Approximately 300 species of seed commodities are shipped worldwide, with 180 National Plant Protection Organization (NPPOs) deployed to certify those shipments, according to ISF. There’s incredible pressure on NPPOs which creates challenges for getting seed to farmers in a timely manner.

One proposed solution: a multilateral systems approach. This would simplify the challenges for NPPOs while fulfilling their needs.

The multilateral approach would be followed under ISPM 38, and allows seed produced in an approved NPPO supply chain to be imported or exported to countries with a phytosanitary certificate without the need for specific declarations for individual pests, ISF says.

“It’ll be challenging in the beginning to implement a systems approach,” says Rick Winn, quality assurance manager of HM.CLAUSE. “It’s not an easy task. But it’ll be an excellent opportunity to harmonize phytosanitary requirements that will facilitate seed movement worldwide.”

Though it’ll be a difficult task to accomplish, harmonizing the movement of seed globally is imperative.

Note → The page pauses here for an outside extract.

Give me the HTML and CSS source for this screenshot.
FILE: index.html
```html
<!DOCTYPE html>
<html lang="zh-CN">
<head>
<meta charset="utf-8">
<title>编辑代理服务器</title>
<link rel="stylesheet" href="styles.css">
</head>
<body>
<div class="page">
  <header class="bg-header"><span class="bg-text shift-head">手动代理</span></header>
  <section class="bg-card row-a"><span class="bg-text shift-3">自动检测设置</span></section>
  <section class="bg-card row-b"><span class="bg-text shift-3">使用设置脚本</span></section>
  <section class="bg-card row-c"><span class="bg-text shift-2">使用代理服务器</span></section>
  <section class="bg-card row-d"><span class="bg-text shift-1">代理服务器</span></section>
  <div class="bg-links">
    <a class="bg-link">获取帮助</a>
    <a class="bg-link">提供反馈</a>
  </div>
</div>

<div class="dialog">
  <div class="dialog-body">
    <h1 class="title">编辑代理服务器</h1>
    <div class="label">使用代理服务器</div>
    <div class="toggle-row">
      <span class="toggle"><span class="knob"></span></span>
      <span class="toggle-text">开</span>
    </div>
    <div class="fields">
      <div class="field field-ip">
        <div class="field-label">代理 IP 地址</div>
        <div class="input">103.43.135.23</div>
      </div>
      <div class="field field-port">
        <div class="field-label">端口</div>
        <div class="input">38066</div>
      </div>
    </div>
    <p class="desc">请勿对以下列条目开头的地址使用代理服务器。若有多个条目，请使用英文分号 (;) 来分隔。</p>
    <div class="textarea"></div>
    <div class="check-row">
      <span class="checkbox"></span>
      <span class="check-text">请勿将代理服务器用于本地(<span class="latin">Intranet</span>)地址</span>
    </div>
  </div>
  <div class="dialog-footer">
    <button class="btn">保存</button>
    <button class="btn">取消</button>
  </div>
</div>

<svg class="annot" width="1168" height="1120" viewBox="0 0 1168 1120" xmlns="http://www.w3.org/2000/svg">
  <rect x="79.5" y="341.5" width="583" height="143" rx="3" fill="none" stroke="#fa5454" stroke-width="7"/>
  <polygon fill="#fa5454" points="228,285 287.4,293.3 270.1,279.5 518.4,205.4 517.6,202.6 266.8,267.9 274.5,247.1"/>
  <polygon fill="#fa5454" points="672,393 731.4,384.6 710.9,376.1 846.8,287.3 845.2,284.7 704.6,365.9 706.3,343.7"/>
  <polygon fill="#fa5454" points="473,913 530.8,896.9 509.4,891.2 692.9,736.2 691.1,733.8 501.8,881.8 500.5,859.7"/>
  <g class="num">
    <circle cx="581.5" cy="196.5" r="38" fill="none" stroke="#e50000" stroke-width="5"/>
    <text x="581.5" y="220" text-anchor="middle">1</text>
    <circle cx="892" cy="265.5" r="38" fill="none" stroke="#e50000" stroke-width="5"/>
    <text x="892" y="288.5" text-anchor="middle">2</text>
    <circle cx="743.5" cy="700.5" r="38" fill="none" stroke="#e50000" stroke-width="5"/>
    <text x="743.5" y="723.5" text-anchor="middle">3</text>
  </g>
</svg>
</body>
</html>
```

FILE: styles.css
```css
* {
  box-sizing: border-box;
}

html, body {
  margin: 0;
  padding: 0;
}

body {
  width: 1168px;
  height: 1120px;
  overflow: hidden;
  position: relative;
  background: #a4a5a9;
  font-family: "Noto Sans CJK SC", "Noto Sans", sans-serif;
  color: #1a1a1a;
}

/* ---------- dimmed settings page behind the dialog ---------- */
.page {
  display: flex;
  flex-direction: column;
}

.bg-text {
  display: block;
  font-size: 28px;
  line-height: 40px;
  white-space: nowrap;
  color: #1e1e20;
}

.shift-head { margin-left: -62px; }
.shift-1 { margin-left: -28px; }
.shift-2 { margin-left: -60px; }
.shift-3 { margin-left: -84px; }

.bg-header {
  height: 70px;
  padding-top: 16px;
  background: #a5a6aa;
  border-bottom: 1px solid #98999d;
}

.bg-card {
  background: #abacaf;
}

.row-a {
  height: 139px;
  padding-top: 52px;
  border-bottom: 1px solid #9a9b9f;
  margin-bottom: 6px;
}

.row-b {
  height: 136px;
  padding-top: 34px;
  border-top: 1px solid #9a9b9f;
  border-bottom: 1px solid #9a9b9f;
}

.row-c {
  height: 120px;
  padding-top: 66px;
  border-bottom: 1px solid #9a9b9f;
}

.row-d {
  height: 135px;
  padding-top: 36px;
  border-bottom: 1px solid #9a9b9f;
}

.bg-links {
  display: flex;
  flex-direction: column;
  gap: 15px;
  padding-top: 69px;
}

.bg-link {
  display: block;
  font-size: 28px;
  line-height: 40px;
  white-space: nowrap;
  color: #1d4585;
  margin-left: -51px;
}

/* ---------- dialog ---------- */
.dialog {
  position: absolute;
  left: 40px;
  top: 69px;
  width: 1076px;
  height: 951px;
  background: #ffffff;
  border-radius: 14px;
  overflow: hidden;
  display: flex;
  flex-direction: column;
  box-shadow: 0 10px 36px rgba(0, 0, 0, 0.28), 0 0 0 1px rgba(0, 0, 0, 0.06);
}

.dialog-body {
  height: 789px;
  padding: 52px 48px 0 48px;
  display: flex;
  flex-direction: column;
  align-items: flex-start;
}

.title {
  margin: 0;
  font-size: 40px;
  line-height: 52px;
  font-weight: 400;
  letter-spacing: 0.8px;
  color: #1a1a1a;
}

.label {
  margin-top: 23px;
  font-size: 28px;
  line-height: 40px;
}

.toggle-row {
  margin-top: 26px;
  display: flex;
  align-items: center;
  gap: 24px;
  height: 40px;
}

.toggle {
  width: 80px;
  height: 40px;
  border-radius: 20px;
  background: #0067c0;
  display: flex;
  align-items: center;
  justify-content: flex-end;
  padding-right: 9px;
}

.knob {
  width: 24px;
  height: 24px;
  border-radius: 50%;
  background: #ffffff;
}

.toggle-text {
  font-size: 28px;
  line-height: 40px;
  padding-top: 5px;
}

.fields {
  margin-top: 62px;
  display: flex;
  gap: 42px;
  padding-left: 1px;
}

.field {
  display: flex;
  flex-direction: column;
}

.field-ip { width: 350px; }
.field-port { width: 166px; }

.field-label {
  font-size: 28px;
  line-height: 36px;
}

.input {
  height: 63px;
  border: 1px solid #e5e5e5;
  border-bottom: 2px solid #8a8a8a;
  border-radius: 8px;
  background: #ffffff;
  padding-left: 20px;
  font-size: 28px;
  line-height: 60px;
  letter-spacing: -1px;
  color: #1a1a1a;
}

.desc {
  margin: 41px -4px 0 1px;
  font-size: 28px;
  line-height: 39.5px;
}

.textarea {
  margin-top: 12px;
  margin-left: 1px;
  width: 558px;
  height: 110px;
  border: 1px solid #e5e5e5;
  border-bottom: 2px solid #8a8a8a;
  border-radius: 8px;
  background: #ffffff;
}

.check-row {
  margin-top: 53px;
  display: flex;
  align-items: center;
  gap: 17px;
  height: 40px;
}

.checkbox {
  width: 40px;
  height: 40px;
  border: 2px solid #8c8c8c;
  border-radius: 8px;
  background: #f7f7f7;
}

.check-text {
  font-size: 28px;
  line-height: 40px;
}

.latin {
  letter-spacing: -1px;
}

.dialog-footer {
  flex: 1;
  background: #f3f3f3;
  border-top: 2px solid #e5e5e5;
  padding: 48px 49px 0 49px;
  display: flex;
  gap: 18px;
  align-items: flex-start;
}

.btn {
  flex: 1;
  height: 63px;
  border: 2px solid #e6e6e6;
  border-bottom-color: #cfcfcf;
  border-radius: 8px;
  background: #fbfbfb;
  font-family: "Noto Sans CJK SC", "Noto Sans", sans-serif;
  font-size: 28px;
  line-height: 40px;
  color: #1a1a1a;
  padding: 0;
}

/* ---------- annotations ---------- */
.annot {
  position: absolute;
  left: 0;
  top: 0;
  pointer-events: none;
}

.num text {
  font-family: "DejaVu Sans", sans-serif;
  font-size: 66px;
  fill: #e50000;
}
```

Many countries have unique and sometimes conflicting laws when it comes to seed movement.

“If we have the ability to harmonize what we’re looking for, that would give us the opportunity for all other NPPOs to have confidence that what was done is sufficient to satisfy the requirements for their needs,” Winn says.

When it comes to a timetable, panelists from “The Road to a Systems Approach” panel guesstimate 10 years to implement a systems approach, but Winn believes it might be able for some countries to speed the process up.

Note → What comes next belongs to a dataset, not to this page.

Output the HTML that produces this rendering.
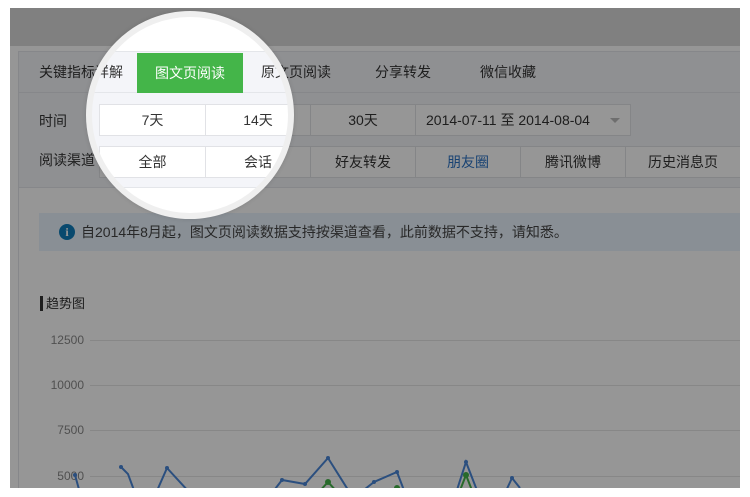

“We’re having some bilateral projects — maybe for that it will take less time to define bilateral agreements or system approach,” says Natalia Fernandez Eraso, seeds and traits conosur, Bayer. “We need to build from small projects to bigger projects with science bases — it could take less than 10 years, but it will take time.”

NPPOs have been more open to listening to discussions from the seed sector, which could result in more efficient systems.

“The conversations we have on systems approach are shared — we share the same view with the NPPOs and the IPPC,” Eraso says. “That wasn’t always the same, and it’s good to hear that NPPOs are seeing the value of the implementation of systems approach across the globe.”

But, when it comes to furthering the discussion with NPPOs, Eraso says having a science-based discussion is necessary.

“We are seeing that there is no harmonization mainly due to a lack of scientifically-based regulations,” she says. “That’s a clue to be all on the same page — and the global nature of our industry means we don’t send seed from one country to the other. We re-export several times.”

It all comes down to transparency and open communication.

“If NPPOs know what the industry does, then they will start to understand which pests are truly seedborne or seed transmitted,” she says. “When NPPOs don’t have the time, knowledge or experience in seed, things can get misinterpreted — I think that’s where overregulation comes from.”